Rassicurare i figli che seppure non saranno più una coppia, saranno sempre i loro genitori e che si occuperanno di loro, che l’affetto non cambia anche se non vivranno più tutti insieme. Poterne parlare, permette ai figli anche piccoli di esprimere le proprie emozioni e ai genitori di riconoscerle e dare loro un nome, ad esempio dire chiaramente che si rendono conto che sono tristi e che nonostante tutto anche loro stessi, benché adulti, si sentono tristi.

Proteggere i figli dai conflitti coniugali, poiché dovranno trovare sempre un accordo sull’educazione e la crescita dei figli.
Deve essere chiaro, che quello che cessa è il rapporto coniugale non il ruolo di genitori e tanto meno il rapporto coi figli, timore sempre presente nei piccoli quando i genitori si separano. Ognuno dei due dovrà mettere da parte le proprie frustrazioni o rivendicazioni reciproche ed avere un comportamento corretto verso i propri figli.
È estremamente dannoso, quando i genitori manifestano disprezzo l’uno verso l’altro e si svalutano reciprocamente, poiché quello che i figli colgono è il litigio, l’astio, l’aggressività da cui sono investiti e feriti direttamente, poiché identificati con loro.
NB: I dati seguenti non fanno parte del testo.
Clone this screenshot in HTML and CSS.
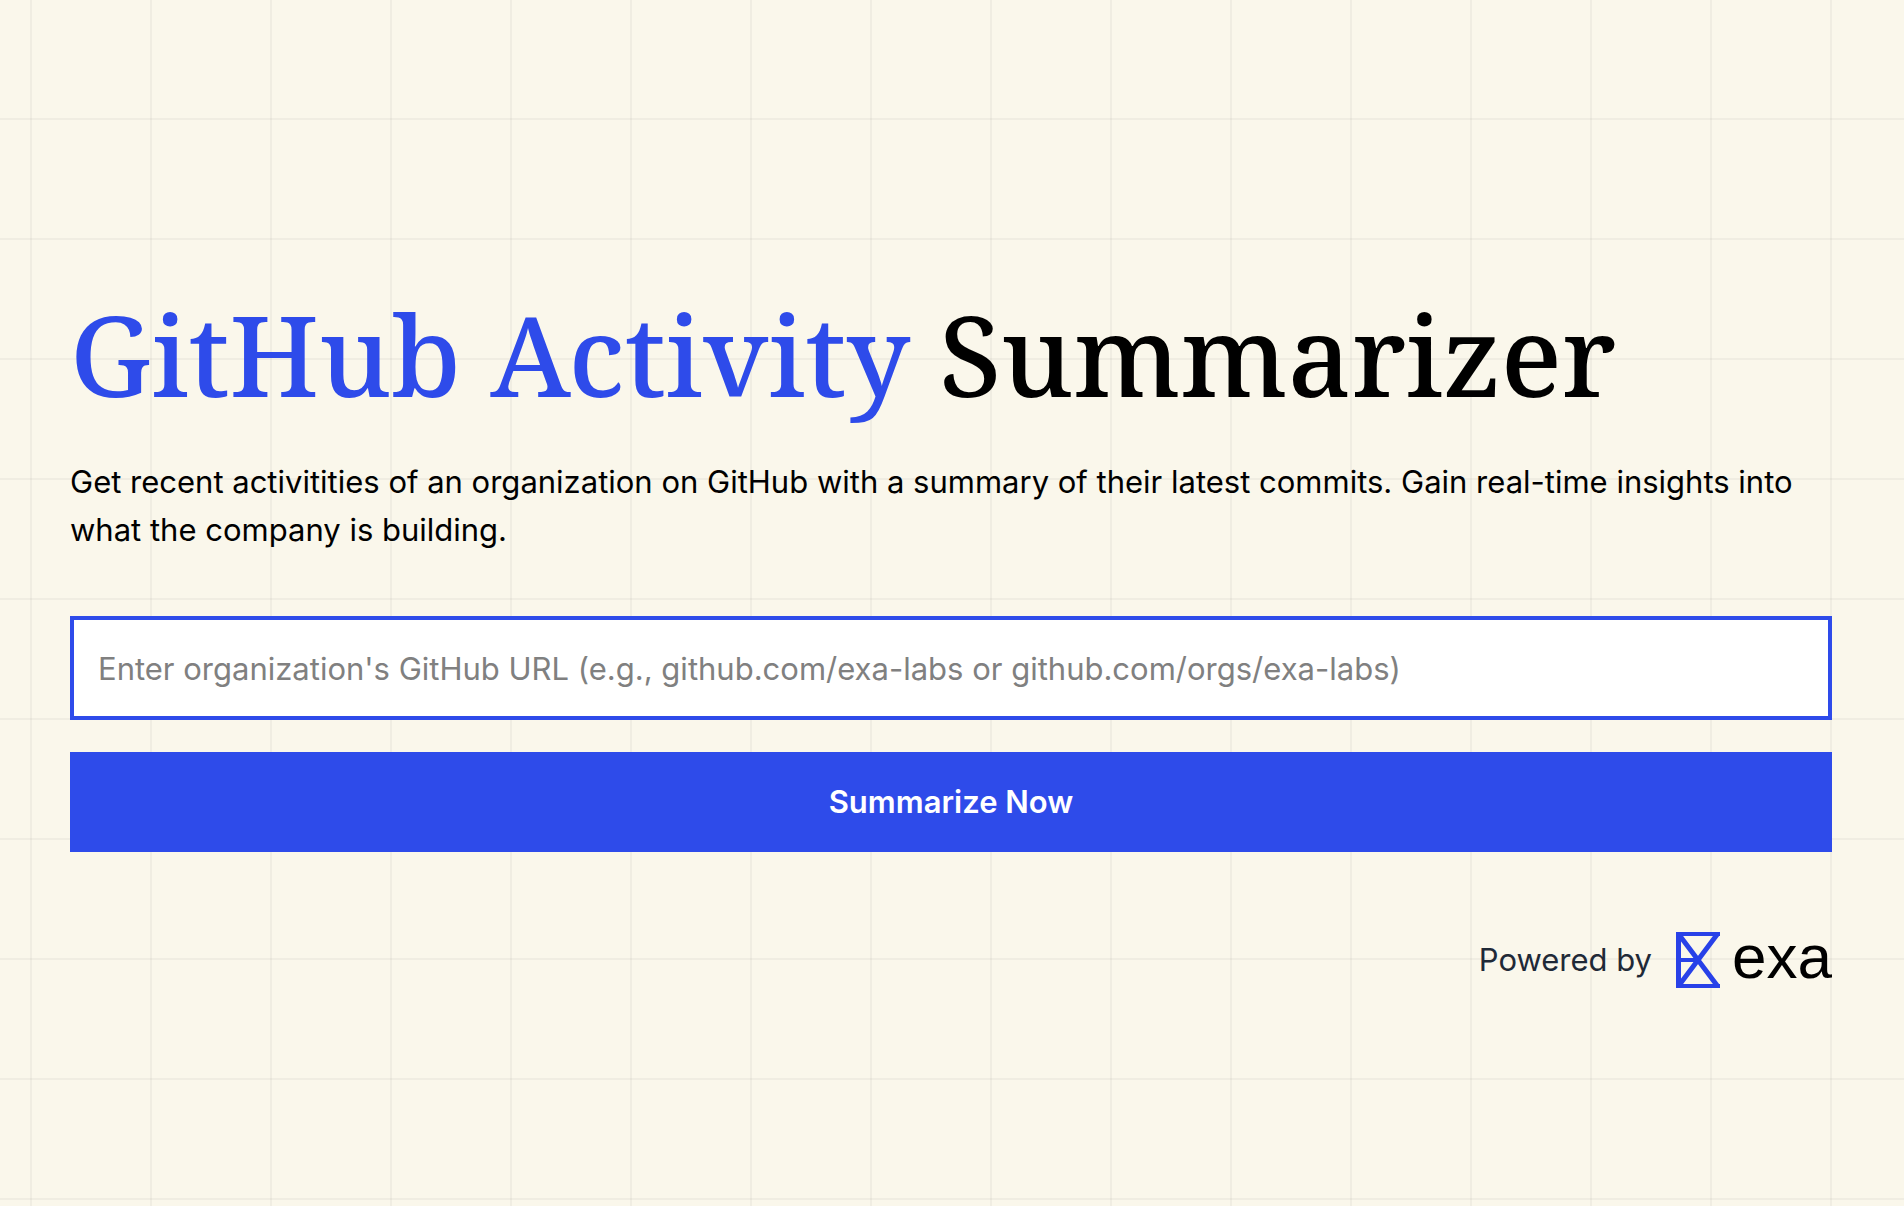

Inoltre, col persistere nel tempo della “Guerra dei Roses”, i genitori non sono più validi modelli di identificazione inconscia per i propri figli, danneggiando la loro crescita, minando la loro serenità. Cessano di essere esempi da seguire, persone da amare e da cui essere amati senza riserve, di per sé, come sarebbe naturale.

Donald Winnicott afferma i genitori costituiscono uno “scudo protettivo” per i propri bambini, Wilfred Bion amplia il concetto, chiarendo che sono anche un contenitore delle loro emozioni, che ricevono ed elaborano le impressioni emotive e sensoriali in una forma che la psiche del bambino, già da neonato possa assimilarla, rendendo le esperienze, anche negative, pensabili, elaborabili e accettabili.